A cycle of moon formation could explain the slightly tilted orbit of Mars' moon Deimos.
Mars has two moons circling the planet, called Phobos and Deimos. For many years, scientists supposed that both of these moons were captured asteroids, or space rocks. But new research shows the orbit of Deimos would not make that possible.
Deimos is very slightly tilted to the Martian equator, by only two degrees. Initially, the difference was so small that many scientists overlooked the matter.
"The fact that Deimos' orbit is not exactly in plane with Mars' equator was considered unimportant, and nobody cared to try to explain it," study lead author Matija Cuk, a research scientist at the SETI Institute, said in a statement. "But once we had a big new idea and we looked at it with new eyes, Deimos' orbital tilt revealed its big secret."
The secret came from looking at the motions of Phobos, which orbits closer to the Martian surface and is slowly spiraling into the planet. Eventually, Phobos will drop so close to Mars that the gravity of the much larger planet will pull the moon into pieces — forming a ring.
Study co-authors David Minton, a professor at Purdue University, and Andrew Hesselbrock, who was his graduate student at the time of the research, suggest that Phobos' future is not a one-off event. Instead, after the moon is pulled apart, eventually the pieces will reform into another moon. This not only will happen to Phobos, but has happened already other times in the Martian past.
This breaking up and reforming of moons would in turn explain how Deimos' orbital tilt happened.
"This cyclic Martian moon theory has one crucial element that makes Deimos’ tilt possible: a newborn moon would move away from the ring and Mars ... in the opposite direction from the inward spiral Phobos is experiencing due to gravitational interactions with Mars," the SETI Institute said in the statement.
"An outward-migrating moon just outside the rings can encounter a so-called orbital resonance, in which Deimos' orbital period is three times that of the other moon," the institute added. "We can tell that only an outward-moving moon could have strongly affected Deimos, which means that Mars must have had a ring pushing the inner moon outward."
This theoretical outward-moving moon would have been huge, at 20 times more massive than Phobos. Phobos is theorized to be two generations younger than this moon, which broke up and reformed twice — the second time forming Phobos. Also, the age of Phobos favors the theory. Deimos is billions of years old, but Phobos is as young as 200 million years old — meaning it formed when dinosaurs roamed the Earth.

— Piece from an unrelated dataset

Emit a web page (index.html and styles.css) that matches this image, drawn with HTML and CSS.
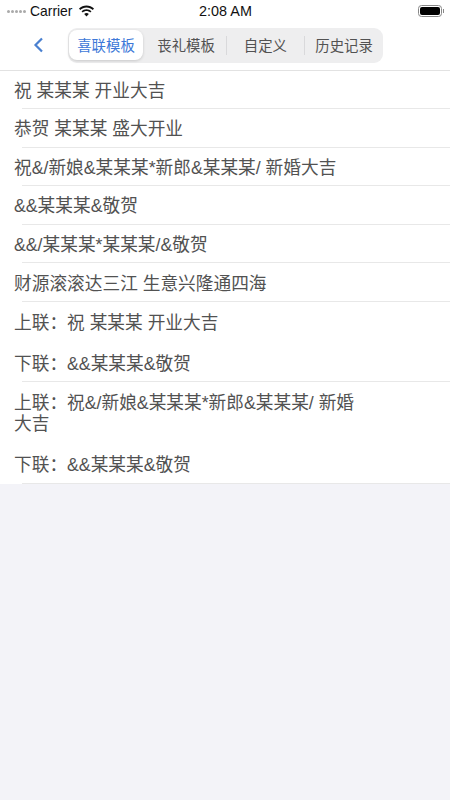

So far, no spacecraft has been able to get up close to either Martian moon to test geological theories, but that could change soon. The Japanese Aerospace Exploration Agency (JAXA) plans to send a mission to Phobos in 2024, called Martian Moons Exploration (MMX). If all goes to plan, MMX will pick up a sample from Phobos to return to Earth.
"I do theoretical calculations for a living, and they are good, but getting them tested against the real world now and then is even better," Cuk said in the statement.
The research was presented at the 236th meeting of the American Astronomical Society, held virtually until June 3. A paper based on the work has been accepted for publication in Astrophysical Journal Letters.